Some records
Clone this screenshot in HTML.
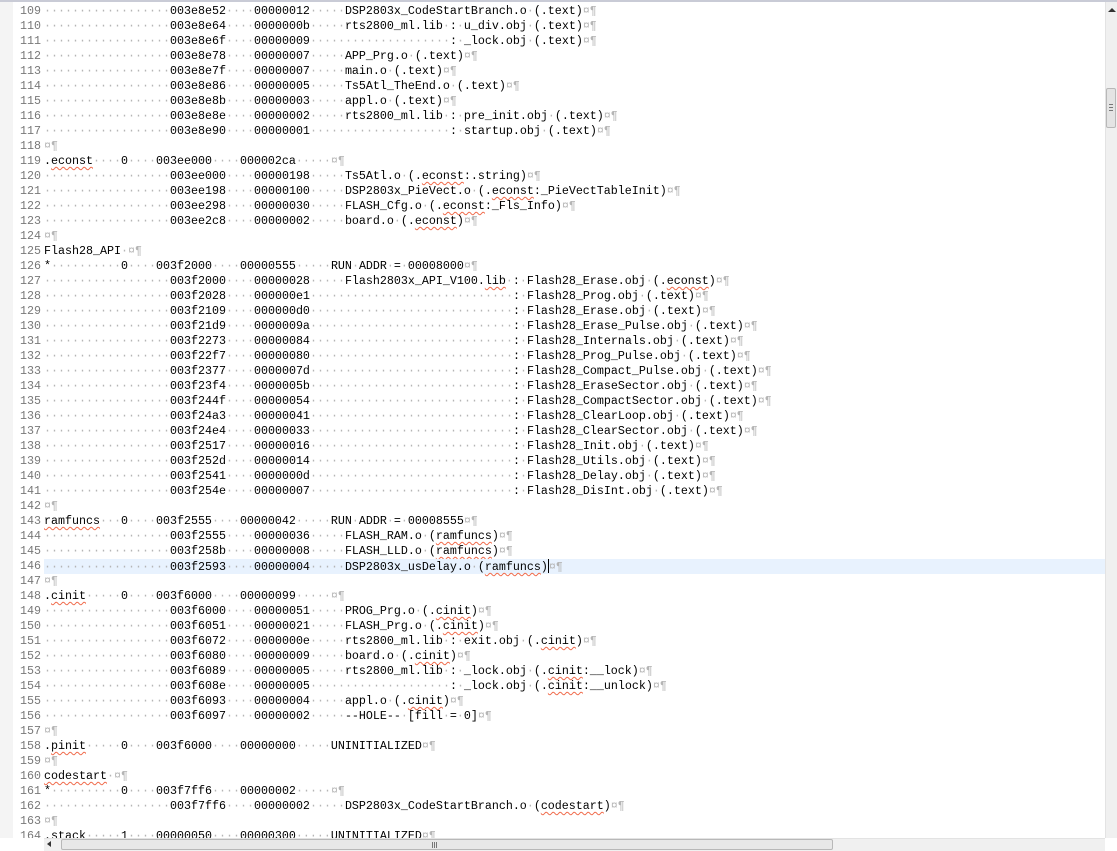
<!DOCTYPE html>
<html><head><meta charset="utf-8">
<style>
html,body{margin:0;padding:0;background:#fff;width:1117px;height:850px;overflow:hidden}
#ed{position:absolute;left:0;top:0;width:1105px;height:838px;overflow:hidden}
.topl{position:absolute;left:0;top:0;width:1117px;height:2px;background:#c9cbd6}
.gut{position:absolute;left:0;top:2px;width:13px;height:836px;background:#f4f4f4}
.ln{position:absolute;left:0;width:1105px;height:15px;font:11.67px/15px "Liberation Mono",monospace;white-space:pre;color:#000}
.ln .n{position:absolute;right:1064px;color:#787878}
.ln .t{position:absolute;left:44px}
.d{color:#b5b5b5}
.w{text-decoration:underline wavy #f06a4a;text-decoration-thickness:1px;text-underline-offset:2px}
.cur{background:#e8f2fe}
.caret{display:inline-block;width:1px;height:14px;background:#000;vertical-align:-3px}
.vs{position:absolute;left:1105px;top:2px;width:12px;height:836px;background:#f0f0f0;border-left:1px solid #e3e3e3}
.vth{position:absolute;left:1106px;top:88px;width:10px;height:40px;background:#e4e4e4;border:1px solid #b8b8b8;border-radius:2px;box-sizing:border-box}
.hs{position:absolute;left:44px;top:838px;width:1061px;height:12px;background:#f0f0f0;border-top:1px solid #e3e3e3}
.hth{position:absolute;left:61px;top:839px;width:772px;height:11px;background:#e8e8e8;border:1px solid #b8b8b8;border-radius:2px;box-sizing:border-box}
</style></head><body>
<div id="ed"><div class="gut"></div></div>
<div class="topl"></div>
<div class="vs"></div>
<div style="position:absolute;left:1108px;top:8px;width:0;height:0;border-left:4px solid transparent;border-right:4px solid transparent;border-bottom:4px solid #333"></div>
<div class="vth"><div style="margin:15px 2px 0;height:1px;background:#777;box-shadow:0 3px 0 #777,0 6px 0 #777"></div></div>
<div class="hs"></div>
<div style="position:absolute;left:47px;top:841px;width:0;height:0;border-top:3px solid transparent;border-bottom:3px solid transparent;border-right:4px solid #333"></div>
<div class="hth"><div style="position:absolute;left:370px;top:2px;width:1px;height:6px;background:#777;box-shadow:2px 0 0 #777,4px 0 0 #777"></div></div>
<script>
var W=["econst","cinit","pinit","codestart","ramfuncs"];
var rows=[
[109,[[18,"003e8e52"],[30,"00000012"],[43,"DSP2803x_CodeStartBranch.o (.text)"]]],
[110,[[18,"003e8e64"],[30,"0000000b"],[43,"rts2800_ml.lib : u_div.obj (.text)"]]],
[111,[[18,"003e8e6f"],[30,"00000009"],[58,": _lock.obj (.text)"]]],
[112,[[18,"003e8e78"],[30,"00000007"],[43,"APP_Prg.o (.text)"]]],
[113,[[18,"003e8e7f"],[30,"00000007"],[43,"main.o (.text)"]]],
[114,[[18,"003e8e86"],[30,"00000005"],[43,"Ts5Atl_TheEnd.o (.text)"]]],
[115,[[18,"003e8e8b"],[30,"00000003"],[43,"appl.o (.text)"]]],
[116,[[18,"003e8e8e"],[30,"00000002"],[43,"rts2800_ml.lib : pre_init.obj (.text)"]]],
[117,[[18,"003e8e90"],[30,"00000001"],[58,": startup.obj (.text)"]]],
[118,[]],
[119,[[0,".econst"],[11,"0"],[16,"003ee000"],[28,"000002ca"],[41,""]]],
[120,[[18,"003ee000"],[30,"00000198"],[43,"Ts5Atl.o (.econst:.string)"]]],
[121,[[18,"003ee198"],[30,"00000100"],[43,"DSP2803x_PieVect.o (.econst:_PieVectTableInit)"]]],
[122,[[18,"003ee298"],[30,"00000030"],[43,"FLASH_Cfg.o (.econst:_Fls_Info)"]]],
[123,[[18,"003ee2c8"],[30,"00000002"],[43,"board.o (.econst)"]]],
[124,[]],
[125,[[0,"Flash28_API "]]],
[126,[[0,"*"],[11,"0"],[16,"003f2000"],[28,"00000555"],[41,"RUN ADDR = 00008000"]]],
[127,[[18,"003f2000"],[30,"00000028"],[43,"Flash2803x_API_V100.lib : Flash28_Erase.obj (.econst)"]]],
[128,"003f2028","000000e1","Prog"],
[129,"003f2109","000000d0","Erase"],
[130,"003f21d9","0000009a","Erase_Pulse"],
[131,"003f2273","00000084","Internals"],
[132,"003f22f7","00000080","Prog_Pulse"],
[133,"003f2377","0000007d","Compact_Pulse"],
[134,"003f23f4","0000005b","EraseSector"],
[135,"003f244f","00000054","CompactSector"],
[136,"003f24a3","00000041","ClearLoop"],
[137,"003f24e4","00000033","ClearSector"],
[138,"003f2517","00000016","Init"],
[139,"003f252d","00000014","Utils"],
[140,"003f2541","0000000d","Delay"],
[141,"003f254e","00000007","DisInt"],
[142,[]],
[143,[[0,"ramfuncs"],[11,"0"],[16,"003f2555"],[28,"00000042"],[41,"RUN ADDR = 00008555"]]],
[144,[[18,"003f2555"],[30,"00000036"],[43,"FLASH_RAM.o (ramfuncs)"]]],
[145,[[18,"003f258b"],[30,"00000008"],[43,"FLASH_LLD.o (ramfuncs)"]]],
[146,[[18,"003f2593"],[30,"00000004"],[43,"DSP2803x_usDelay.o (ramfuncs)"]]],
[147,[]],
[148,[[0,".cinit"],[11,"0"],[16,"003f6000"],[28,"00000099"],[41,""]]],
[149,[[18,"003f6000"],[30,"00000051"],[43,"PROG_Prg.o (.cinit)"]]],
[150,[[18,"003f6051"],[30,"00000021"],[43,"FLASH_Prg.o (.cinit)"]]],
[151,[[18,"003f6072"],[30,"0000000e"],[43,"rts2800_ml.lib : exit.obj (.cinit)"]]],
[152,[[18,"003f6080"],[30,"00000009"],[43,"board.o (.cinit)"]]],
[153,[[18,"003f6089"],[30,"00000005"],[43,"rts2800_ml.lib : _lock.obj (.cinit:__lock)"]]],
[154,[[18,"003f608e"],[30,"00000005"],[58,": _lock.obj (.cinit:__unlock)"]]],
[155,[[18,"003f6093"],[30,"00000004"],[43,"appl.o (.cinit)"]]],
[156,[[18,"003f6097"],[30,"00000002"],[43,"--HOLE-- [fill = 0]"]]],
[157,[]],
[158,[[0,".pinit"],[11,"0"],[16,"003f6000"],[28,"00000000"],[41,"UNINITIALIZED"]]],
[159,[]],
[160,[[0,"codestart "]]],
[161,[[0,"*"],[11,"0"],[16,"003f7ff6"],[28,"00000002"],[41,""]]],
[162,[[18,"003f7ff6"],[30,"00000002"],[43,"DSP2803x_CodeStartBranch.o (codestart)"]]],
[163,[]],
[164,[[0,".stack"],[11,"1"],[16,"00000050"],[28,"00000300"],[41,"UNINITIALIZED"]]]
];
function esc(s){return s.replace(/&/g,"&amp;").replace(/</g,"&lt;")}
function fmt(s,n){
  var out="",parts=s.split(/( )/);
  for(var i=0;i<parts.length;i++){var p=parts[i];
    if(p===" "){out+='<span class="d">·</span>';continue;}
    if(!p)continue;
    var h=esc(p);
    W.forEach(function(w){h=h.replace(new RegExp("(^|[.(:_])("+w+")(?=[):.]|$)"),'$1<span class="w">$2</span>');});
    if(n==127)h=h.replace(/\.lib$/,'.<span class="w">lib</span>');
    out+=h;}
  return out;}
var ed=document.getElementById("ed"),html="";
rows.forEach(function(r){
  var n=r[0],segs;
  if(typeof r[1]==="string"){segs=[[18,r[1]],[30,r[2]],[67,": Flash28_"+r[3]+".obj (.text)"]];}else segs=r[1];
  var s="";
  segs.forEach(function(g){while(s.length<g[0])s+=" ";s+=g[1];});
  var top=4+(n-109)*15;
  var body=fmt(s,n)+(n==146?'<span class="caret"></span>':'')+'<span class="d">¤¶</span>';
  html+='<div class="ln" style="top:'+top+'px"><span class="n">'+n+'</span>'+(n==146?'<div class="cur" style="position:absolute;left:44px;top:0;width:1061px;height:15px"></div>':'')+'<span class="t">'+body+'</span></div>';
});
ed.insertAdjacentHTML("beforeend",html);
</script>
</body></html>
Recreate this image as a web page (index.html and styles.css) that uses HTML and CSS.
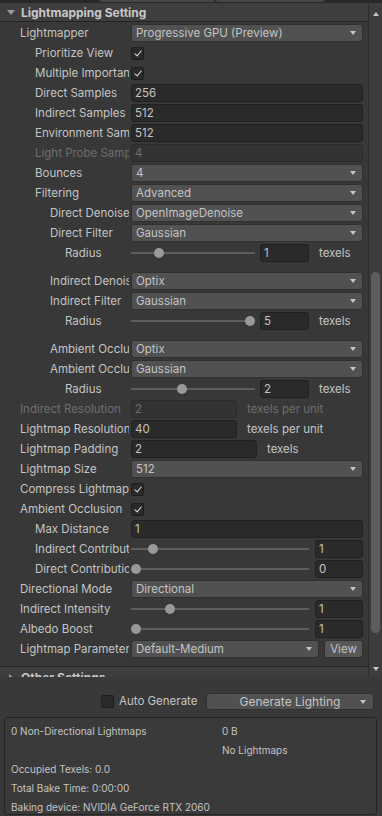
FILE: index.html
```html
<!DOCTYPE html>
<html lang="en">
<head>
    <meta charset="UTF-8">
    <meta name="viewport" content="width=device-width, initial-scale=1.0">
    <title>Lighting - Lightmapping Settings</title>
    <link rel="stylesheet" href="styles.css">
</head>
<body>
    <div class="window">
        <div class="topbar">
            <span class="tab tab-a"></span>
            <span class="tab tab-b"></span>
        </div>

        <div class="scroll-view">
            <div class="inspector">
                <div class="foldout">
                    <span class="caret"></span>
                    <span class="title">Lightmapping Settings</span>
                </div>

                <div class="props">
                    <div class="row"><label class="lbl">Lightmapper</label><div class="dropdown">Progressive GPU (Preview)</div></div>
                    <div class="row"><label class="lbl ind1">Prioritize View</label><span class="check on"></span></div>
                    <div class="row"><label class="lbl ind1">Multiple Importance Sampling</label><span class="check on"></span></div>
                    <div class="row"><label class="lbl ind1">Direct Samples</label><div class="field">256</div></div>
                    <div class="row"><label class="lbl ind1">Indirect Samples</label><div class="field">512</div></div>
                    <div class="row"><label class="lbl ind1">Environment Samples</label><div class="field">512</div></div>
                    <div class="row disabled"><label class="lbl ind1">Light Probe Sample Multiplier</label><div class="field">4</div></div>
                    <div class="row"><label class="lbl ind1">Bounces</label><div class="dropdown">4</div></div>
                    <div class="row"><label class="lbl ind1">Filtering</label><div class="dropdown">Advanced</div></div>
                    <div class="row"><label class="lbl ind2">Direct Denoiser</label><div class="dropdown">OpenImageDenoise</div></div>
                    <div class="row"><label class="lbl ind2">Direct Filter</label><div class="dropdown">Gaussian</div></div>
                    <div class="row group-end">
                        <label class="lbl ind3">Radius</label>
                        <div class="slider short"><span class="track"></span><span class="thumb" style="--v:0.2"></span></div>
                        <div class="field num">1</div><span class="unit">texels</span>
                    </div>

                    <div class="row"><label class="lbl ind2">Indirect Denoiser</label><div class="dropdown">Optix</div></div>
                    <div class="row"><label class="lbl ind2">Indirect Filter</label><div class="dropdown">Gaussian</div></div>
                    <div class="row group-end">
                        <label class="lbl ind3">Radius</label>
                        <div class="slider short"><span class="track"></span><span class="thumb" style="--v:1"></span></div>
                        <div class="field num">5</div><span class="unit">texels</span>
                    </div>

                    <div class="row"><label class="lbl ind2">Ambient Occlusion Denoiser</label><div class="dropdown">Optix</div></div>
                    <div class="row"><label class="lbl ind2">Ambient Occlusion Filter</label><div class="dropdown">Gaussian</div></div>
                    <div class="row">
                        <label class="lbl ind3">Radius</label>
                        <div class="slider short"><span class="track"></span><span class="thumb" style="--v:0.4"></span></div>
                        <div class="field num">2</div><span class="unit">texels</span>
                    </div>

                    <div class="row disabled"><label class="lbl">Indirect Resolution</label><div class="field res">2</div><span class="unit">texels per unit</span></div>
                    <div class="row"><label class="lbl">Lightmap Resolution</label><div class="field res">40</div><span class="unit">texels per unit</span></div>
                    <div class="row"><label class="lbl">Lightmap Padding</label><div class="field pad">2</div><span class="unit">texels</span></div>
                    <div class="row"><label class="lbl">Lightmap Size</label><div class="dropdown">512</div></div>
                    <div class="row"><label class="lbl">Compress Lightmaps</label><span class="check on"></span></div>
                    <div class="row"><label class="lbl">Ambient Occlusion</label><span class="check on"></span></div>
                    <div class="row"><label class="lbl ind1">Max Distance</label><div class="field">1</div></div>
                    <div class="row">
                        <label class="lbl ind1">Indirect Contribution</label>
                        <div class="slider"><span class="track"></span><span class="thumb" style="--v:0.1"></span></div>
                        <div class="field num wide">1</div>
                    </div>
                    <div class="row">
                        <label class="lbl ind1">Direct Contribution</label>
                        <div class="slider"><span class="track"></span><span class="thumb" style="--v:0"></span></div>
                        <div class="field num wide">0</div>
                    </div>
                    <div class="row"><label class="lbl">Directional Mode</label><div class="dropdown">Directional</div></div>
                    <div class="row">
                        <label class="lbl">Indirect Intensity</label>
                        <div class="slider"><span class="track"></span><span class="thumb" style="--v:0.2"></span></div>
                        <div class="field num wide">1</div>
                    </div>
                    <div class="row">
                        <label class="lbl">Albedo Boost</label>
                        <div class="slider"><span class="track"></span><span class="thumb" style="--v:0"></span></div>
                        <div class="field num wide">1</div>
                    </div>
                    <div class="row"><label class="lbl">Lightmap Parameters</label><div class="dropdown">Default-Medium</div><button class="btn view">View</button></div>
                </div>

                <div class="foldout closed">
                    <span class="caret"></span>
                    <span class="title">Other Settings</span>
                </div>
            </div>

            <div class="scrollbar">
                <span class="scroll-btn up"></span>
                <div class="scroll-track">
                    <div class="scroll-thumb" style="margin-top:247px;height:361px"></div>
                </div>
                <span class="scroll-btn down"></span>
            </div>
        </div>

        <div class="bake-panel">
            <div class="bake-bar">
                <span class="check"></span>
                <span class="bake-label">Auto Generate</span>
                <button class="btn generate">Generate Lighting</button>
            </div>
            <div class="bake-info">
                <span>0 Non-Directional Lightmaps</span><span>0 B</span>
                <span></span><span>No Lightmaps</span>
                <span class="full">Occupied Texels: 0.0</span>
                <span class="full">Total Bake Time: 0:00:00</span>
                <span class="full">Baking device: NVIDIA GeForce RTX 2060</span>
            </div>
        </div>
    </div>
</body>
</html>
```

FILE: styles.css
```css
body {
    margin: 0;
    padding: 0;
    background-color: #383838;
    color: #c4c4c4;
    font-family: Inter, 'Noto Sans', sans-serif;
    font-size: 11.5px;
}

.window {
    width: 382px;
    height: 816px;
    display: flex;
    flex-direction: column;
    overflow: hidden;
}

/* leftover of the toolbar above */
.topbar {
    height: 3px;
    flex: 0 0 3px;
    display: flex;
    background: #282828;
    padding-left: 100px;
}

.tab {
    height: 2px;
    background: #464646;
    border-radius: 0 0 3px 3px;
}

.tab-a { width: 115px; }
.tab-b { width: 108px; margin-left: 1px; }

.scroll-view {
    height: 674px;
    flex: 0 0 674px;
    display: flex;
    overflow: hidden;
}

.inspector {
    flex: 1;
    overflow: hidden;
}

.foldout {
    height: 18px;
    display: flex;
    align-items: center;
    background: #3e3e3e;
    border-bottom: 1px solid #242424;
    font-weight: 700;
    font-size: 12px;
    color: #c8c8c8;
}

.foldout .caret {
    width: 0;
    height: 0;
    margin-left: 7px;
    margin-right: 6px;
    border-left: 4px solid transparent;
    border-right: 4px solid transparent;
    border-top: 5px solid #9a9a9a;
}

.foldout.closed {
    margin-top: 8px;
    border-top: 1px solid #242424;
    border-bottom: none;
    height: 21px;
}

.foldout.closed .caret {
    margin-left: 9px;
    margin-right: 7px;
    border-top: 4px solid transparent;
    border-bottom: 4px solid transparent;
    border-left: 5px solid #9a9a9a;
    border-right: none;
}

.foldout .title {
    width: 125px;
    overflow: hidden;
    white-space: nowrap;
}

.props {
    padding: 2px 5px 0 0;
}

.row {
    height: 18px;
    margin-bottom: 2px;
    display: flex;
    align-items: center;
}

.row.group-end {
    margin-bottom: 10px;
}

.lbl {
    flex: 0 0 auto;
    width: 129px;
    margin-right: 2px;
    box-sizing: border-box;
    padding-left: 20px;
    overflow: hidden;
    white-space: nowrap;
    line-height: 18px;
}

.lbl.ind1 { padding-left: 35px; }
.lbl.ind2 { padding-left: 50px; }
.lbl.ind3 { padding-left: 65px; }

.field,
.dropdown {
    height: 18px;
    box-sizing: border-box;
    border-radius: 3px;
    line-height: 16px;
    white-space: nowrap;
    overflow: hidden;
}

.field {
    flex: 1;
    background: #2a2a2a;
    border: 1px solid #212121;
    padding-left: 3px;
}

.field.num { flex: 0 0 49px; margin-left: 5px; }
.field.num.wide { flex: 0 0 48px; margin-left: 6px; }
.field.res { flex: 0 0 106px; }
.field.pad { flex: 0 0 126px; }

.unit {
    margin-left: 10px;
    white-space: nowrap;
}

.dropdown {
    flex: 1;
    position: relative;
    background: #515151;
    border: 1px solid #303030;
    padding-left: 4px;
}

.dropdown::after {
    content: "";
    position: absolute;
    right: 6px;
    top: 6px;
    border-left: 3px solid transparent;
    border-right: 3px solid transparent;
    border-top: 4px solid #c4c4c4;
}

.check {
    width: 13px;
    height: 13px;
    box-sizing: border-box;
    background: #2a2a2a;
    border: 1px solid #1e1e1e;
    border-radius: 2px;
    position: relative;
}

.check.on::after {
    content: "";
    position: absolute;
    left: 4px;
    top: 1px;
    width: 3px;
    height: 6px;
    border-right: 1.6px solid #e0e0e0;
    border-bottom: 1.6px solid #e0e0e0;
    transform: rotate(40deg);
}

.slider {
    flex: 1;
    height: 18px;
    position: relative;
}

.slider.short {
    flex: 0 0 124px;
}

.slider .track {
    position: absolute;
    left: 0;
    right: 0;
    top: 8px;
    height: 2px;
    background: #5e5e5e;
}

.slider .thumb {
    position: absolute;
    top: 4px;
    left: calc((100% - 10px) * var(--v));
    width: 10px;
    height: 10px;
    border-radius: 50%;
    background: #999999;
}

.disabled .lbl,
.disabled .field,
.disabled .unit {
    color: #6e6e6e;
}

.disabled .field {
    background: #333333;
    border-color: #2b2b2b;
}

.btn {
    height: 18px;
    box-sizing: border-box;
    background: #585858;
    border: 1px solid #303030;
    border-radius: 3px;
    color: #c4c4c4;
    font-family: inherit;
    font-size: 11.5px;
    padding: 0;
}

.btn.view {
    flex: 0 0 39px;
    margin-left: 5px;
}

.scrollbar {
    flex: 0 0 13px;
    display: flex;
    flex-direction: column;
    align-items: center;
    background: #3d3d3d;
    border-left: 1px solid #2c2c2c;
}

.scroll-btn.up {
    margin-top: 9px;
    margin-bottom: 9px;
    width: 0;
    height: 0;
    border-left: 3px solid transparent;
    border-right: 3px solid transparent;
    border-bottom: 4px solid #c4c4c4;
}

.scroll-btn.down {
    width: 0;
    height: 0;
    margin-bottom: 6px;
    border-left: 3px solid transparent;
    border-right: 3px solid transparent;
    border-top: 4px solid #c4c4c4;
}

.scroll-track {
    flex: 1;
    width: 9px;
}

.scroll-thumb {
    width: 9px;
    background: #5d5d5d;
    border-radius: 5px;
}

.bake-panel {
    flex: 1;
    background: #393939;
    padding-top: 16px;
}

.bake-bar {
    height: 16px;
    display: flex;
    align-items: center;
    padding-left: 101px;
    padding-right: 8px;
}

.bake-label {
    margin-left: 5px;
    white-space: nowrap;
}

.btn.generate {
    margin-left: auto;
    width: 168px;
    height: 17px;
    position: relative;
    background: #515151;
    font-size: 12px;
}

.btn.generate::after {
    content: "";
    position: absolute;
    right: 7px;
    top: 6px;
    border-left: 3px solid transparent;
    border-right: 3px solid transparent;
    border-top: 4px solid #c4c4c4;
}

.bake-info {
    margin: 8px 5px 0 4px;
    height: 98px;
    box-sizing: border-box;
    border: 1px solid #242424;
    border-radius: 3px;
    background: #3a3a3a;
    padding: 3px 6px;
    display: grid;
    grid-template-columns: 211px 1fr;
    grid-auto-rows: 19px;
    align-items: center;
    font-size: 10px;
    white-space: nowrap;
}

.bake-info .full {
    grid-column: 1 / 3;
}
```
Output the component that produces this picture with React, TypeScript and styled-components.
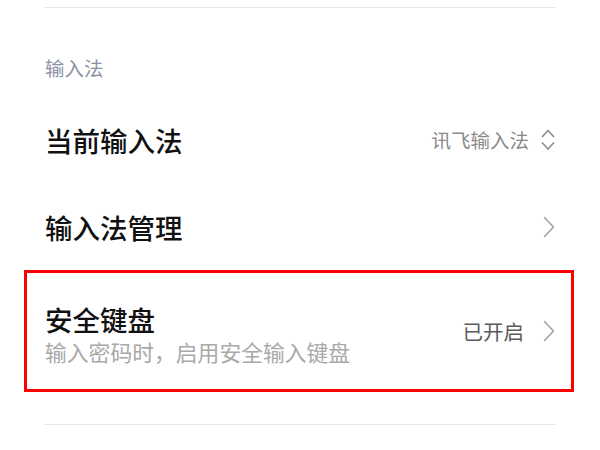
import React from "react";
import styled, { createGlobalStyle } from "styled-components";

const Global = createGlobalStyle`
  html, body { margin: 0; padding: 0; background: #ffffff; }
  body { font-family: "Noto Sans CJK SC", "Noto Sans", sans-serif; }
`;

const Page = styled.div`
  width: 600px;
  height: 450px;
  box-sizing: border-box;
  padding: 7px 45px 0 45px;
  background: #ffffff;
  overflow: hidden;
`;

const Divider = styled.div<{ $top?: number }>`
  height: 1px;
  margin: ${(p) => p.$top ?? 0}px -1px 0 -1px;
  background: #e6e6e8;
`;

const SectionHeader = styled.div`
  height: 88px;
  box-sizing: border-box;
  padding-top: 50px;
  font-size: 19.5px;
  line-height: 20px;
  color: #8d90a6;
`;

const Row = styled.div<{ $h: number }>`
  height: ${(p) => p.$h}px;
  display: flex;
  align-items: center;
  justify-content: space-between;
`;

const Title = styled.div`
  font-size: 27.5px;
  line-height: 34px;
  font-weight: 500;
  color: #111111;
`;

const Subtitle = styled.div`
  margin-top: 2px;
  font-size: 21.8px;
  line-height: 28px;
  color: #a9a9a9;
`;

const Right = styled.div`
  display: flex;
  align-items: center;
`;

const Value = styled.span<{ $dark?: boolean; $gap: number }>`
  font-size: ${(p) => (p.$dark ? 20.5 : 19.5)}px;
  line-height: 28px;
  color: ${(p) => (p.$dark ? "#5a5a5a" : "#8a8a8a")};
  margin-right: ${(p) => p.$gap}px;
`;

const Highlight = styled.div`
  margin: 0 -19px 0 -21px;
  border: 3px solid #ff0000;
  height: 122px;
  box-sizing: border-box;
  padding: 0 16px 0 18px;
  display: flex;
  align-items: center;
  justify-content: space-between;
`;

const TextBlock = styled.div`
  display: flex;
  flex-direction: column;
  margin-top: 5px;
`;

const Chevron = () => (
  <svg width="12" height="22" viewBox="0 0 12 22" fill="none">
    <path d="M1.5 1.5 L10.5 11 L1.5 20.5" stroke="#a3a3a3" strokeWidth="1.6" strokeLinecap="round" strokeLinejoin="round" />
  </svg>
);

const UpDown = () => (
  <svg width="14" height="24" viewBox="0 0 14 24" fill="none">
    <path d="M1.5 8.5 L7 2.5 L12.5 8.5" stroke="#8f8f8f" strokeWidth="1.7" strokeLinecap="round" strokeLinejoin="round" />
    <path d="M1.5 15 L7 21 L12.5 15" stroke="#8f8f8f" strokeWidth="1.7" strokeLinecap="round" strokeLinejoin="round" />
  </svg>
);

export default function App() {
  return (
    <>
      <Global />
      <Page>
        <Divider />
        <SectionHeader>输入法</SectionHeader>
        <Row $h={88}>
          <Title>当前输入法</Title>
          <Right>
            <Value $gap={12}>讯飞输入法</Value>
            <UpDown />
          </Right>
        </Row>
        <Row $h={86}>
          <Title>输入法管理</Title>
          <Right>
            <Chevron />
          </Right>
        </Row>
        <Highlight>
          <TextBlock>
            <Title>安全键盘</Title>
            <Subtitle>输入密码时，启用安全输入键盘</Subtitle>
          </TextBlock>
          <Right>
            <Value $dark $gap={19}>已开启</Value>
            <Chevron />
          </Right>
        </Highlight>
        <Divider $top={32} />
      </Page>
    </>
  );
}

■ Exercise details: Select every line in the material above where the string "this" occurs, and copy it.

■ Result:
Clone this screenshot in HTML.
Recreate this image as a web page (index.html and styles.css) that uses HTML and CSS.
Output the component that produces this picture with React, TypeScript and styled-components.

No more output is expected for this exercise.